- Born: May 19, 1916
- Died: August 27, 2006 (aged 90) Monroe, Wisconsin
- Education: Wisconsin State College of Milwaukee
- Known for: Chief of the Office of Computer Information, National Bureau of Standards (now National Institute of Standards and Technology
- Scientific career
- Workplaces: U.S. Naval Reserve, National Institute of Standards and Technology

= Margaret R. Fox =

American electronics engineer

Margaret R. Fox (May 19, 1916 – August 27, 2006) was an American electronics engineer and computer scientist. She was the Chief of the Office of Computer Information, part of the Institute for Computer Science and Technology of the National Bureau of Standards (now the National Institute of Standards and Technology) from 1966 to 1975 and was the first secretary of the American Federation of Information Processing Societies.

== Education ==

Margaret Rose Fox was born on May 19, 1916. She graduated from Wisconsin State College of Milwaukee in 1940.

== Work ==

She taught school before joining the U.S. Naval Reserve in 1943. She was stationed at the Naval Research Station in Washington, D.C. and after her discharge in 1946, she continued working as an electronics engineer in radar. Fox joined the National Bureau of Standards as a member of the technical staff of the Electronic Computer Laboratory in 1951 and later joined the Research Information Center and Advisory Service on Information Processing, where she produced reviews and bibliographies. Along with Samuel N. Alexander, Fox prepared and planned a series of college computer courses beginning in 1966. She chaired the Technical Program Committee and in 1973, she became representative of the Bureau's Center for Computer Sciences and Technology.

She was appointed Chief of the Office of Computer Information, part of the Institute for Computer Science and Technology of the National Bureau of Standards (now the National Institute of Standards and Technology) in 1966. Fox held this position until 1975.

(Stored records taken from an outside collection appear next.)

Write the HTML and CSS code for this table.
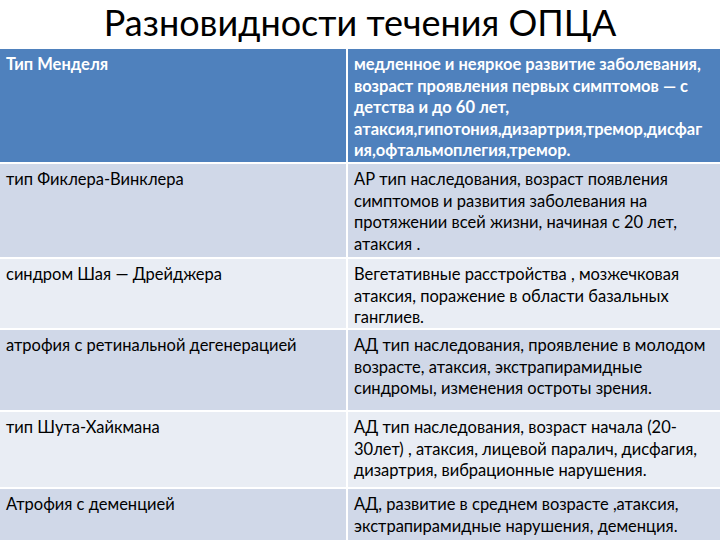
FILE: index.html
```html
<!DOCTYPE html>
<html lang="ru">
<head>
<meta charset="utf-8">
<link rel="stylesheet" href="styles.css">
</head>
<body>
<h1 class="title">Разновидности течения ОПЦА</h1>
<div class="table">
  <div class="cell head">Тип Менделя</div>
  <div class="cell head">медленное и неяркое развитие заболевания,<br>возраст проявления первых симптомов — с<br>детства и до 60 лет,<br>атаксия,гипотония,дизартрия,тремор,дисфаг<br>ия,офтальмоплегия,тремор.</div>

  <div class="cell odd">тип Фиклера-Винклера</div>
  <div class="cell odd">АР тип наследования, возраст появления<br>симптомов и развития заболевания на<br>протяжении всей жизни, начиная с 20 лет,<br>атаксия .</div>

  <div class="cell even">синдром Шая — Дрейджера</div>
  <div class="cell even">Вегетативные расстройства , мозжечковая<br>атаксия, поражение в области базальных<br>ганглиев.</div>

  <div class="cell odd">атрофия с ретинальной дегенерацией</div>
  <div class="cell odd">АД тип наследования, проявление в молодом<br>возрасте, атаксия, экстрапирамидные<br>синдромы, изменения остроты зрения.</div>

  <div class="cell even">тип Шута-Хайкмана</div>
  <div class="cell even">АД тип наследования, возраст начала (20-<br>30лет) , атаксия, лицевой паралич, дисфагия,<br>дизартрия, вибрационные нарушения.</div>

  <div class="cell odd">Атрофия с деменцией</div>
  <div class="cell odd">АД, развитие в среднем возрасте ,атаксия,<br>экстрапирамидные нарушения, деменция.</div>
</div>
</body>
</html>
```
FILE: styles.css
```css
html, body {
  margin: 0;
  padding: 0;
  background: #ffffff;
}
body {
  width: 720px;
  height: 540px;
  overflow: hidden;
  font-family: Lato, "Open Sans", sans-serif;
}
.title {
  margin: 0;
  height: 49px;
  font-weight: 400;
  font-size: 36px;
  line-height: 44px;
  text-align: center;
  color: #000;
}
.table {
  display: grid;
  grid-template-columns: 346px 1fr;
  grid-template-rows: 113px 93px 69px 80px 75px 60px;
  column-gap: 2px;
  row-gap: 2px;
  background: #ffffff;
}
.cell {
  padding: 5px 4px 0 6px;
  font-size: 16.5px;
  line-height: 21.5px;
  color: #000;
  white-space: nowrap;
}
.head {
  background: #4f81bd;
  color: #fff;
  font-weight: 700;
  font-size: 16.5px;
}
.odd {
  background: #d0d8e8;
}
.even {
  background: #e9edf4;
}
```
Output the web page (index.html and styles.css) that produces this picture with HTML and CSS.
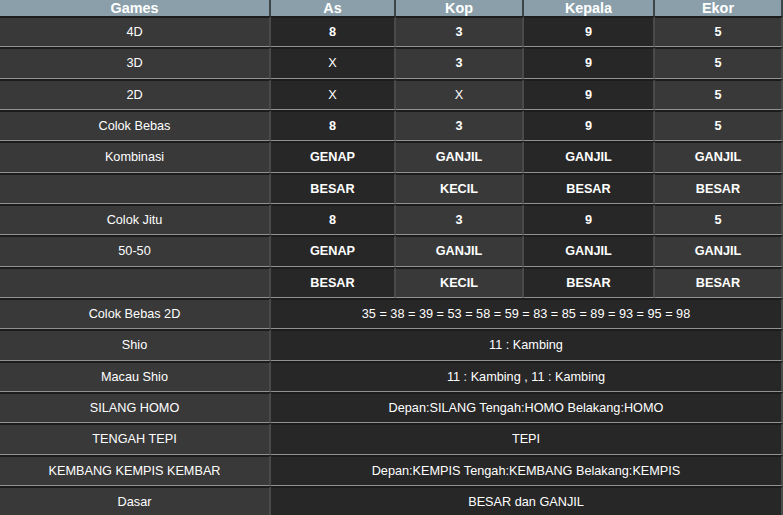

== Society of Women Engineers ==
Fox was in charge of the Technical Program for the first International Conference of Women Engineers and Scientists (ICWES) which was held in New York City, United States of America in 1964 and was organised by the Society of Women Engineers (SWE). She worked alongside Beatrice Hicks the Conference Director and Ruth Shafer the Operations Chairman and Elsie Eaves who managed the PR for the conference.

Fox was elected a Fellow of SWE in 1991.

== Personal life ==
Fox was a Soroptimist and was one of 26 Washington area residents honored by The Capital Area Division of the United Nations Association in 1979 for their work in furthering human rights.

Margaret R. Fox died on August 27, 2006, in Monroe, Wisconsin, aged 90 and was buried with her family at Immaculate Conception Catholic Church Cemetery, Lafayette County, Wisconsin.